The workers who committed suicide in FoxConn Plants when put into perspective pale in comparison to the suicide rate of the general population of the same age cohorts in China. In fact Megan, the suicide rate among the workers at FoxConn is ONE QUARTER that of the same age groups in the general population. 1/4. 25%. That is a rate of 0.000302222222% per 100,000. . . and it's even less because those 17 suicides occurred over an 18 month period, rather than the 1 year these statistics are usually compared. This is a rate equivalent to ONE PER MONTH! Think about it, how many people in a city of 750,000 people commit suicide in an average year? I used to live in a city of 500,000, and the newspaper usually reported one to three suicides per WEEK.
To put it even more into perspective, the FoxConn suicide rate is 1/2 the suicide rate of young people of the same age groups in Ivy League Colleges in the United States.

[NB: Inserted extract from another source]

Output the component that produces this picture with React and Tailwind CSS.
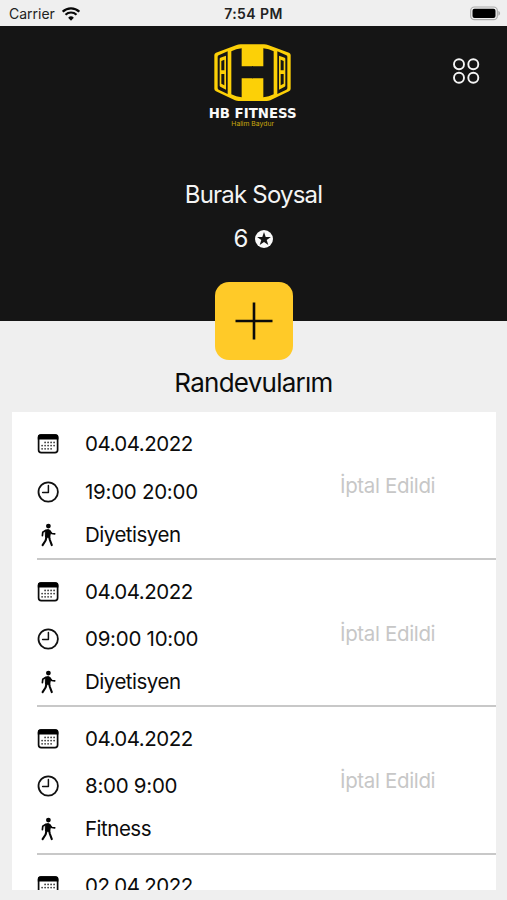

It only made headlines because Apple was involved.
But why was Apple involved when only ONE of those suicides involved a worker associated with Apple products?. . . and he was not an assembly line worker but rather an engineer who was caught selling an iPhone prototype to a competitor in 2008. . . TWO YEARS before the epidemic of suicides. After he was confronted with his crime, he went home, which was several miles from the plant, went out on his balcony, and jumped to his death. (There is some questionread "possibility"that he may have had some help in his "jump" by police investigators/interrogators.)
The other suicides worked at a plant assembling Microsoft xBoxes, HP Computers, Sony Playstations, Nokia Phones, and, if i recall correctly Pioneer head phones. No Apple products were involved. Three of the suicides left notes referring to homesickness, one to a love triangle, and others had monetary motives because the CEO of HonHai made the mistake of compensating the families of the previous suicides handsomely (giving them the equivalent of $25,000). . . and a few commented that they could help their families better by dying. That is the reason for the "agreements" your article mentions. FoxConn discontinued the death benefit for suicides. What do you know, the suicides STOPPED.
The age groups your article refers to as "teenagers" actually span ages from 18 to 34, with the average age being 24. The youngest attempted suicide was 18 (she survived), and the oldest was 28 (successful). By-the-way, those 17 suicides did NOT occur just at one building or at one plant but rather at ALL of FoxConn's wide spread manufacturing plants which employ 750,000 people.
FLA found only 12 underage workers in a survey of FoxConn's workers in 2012. Those workers had used relatives' IDs to get the jobs. FoxConn does NOT want to hire underage workers because under Chinese child labor laws, if an underage worker is found at an employer, the EMPLOYER is required to pay for the child's schooling through age 24. A very expensive price for using underage, unskilled workers. Unfortunately, that law is quite an incentive for underage workers to try and get in. LOL!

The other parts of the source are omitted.